• _WHAT TO DO_:
Tally up how many lines in the listing below contain the string "Reproduce", and give only the total.

• _PROVIDED DATA_:
___

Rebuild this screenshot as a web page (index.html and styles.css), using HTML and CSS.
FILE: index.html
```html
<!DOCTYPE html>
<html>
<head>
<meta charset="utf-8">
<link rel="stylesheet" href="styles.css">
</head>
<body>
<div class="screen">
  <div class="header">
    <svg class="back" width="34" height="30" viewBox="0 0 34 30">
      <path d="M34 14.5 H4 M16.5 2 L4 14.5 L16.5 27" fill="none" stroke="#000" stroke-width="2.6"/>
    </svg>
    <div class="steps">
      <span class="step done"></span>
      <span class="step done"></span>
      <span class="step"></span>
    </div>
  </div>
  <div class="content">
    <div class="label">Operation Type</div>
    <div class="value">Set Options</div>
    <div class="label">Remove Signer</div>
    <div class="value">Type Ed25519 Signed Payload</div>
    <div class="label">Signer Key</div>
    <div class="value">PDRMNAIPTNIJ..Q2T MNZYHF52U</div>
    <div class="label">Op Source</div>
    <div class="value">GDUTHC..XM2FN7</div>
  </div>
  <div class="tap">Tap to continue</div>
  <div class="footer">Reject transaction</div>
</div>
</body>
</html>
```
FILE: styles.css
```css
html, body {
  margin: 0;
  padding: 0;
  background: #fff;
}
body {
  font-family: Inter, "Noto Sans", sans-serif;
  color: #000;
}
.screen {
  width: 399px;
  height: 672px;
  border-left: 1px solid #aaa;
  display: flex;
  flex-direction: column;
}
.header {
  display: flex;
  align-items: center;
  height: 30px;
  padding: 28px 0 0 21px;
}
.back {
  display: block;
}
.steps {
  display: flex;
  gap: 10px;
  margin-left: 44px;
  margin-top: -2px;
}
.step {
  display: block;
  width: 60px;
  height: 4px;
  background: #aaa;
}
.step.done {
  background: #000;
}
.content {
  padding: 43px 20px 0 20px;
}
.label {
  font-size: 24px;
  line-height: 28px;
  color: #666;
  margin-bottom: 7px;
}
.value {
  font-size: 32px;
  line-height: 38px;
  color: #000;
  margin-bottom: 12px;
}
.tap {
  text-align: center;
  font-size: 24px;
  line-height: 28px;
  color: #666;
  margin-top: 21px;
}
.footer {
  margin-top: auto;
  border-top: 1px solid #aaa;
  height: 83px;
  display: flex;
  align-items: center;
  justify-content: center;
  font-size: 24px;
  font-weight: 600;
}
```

___

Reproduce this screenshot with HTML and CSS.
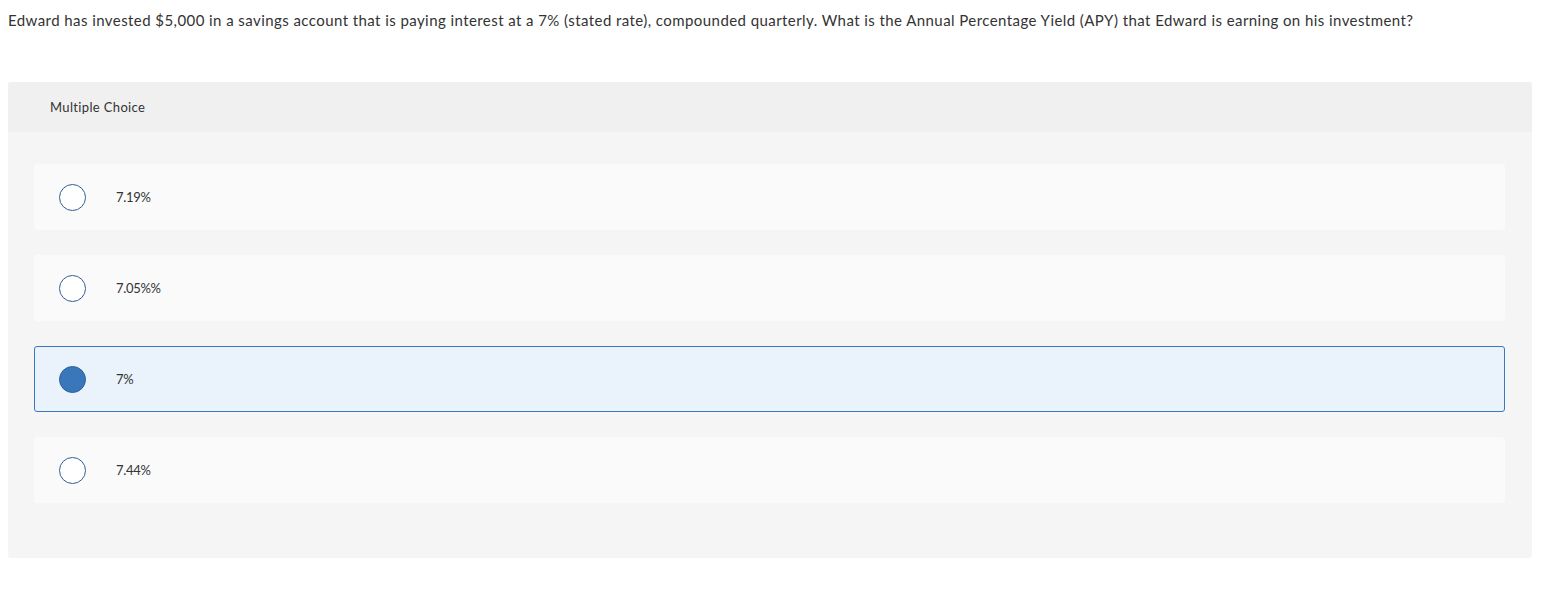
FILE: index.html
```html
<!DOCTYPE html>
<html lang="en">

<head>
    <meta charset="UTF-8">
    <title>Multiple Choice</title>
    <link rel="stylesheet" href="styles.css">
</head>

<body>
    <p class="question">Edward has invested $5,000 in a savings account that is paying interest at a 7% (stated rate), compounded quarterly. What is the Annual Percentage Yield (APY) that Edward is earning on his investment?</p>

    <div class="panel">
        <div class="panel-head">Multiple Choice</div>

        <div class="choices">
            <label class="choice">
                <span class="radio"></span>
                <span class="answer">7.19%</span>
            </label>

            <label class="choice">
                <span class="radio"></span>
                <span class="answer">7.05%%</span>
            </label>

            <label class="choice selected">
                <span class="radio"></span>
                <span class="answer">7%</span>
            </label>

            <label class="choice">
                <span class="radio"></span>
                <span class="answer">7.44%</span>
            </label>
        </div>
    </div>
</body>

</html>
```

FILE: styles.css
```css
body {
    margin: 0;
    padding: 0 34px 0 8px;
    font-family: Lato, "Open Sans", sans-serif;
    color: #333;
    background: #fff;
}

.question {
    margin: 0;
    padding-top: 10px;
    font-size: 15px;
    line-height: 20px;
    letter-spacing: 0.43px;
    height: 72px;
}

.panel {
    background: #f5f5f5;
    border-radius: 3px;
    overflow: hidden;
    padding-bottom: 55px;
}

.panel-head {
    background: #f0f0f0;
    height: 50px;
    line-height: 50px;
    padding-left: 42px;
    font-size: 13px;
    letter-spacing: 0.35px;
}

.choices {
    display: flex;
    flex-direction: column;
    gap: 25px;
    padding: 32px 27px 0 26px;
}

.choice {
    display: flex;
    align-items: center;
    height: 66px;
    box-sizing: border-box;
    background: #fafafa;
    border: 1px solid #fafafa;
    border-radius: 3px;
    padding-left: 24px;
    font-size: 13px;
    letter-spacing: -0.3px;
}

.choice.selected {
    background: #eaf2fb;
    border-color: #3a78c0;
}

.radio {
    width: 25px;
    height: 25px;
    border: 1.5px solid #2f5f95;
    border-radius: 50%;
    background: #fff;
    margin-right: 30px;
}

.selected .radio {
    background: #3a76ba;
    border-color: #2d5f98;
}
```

___

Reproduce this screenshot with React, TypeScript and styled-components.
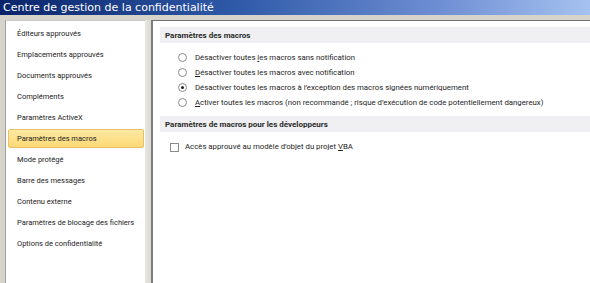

___

• _SOLVED EXERCISE_:
2